▶ _Given task_
Tell how many lines contain the word "full". Reply with the number only.

▶ _Supplied records_
◇ ◇ ◇ ◇ ◇ ◇ ◇

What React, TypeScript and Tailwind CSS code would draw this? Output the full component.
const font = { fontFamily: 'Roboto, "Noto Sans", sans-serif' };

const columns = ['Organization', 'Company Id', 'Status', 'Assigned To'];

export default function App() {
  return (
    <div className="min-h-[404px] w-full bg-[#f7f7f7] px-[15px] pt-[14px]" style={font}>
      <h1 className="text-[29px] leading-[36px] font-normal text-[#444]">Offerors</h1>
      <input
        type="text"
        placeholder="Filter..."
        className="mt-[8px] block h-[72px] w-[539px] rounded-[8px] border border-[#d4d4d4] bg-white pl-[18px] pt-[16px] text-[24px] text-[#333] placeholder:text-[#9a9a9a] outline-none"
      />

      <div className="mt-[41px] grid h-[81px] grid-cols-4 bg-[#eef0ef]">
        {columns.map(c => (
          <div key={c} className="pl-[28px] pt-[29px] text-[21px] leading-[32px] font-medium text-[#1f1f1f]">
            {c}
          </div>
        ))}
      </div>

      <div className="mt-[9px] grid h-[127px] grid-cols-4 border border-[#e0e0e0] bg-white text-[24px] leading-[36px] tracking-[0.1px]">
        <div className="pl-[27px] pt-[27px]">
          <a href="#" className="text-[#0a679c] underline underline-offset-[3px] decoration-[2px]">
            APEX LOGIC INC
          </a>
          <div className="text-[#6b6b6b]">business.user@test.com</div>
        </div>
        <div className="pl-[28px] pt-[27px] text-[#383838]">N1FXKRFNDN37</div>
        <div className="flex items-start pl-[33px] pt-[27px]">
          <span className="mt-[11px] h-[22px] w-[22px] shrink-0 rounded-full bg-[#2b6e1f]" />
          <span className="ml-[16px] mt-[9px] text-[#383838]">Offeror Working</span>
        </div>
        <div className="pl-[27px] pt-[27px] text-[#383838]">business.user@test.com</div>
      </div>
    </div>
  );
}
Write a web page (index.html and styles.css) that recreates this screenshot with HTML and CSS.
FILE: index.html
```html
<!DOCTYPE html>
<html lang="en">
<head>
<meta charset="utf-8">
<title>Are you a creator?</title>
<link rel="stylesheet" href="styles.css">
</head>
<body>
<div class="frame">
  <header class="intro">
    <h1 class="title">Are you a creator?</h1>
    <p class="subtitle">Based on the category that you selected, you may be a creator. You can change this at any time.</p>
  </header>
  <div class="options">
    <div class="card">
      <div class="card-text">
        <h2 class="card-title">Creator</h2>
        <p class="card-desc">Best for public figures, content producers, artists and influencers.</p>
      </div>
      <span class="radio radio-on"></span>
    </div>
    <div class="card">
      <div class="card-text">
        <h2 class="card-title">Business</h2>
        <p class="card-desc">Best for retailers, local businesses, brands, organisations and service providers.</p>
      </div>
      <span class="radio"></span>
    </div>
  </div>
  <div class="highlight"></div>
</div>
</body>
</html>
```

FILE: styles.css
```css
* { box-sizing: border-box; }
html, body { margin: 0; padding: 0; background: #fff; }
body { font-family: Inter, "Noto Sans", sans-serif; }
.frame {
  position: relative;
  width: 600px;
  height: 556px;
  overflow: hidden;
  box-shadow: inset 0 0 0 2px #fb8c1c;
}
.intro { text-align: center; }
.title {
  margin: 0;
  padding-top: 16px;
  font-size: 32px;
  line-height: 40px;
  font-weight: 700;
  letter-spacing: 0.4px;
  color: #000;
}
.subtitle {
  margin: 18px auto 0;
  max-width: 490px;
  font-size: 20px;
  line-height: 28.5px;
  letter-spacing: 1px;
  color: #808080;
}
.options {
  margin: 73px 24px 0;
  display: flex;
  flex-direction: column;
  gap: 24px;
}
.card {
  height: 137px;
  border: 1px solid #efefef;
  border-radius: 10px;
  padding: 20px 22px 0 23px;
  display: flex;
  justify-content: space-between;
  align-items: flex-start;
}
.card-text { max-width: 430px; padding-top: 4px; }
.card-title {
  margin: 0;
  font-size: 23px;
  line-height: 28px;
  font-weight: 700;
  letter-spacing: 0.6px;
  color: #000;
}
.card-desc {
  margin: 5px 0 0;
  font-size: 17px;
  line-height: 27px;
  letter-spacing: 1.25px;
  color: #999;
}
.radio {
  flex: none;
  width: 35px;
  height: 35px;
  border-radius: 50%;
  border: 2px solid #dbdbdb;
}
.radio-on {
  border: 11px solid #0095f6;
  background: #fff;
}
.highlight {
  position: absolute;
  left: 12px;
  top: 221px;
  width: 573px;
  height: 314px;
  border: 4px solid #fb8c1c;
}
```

◇ ◇ ◇ ◇ ◇ ◇ ◇

▶ _Right answer_
3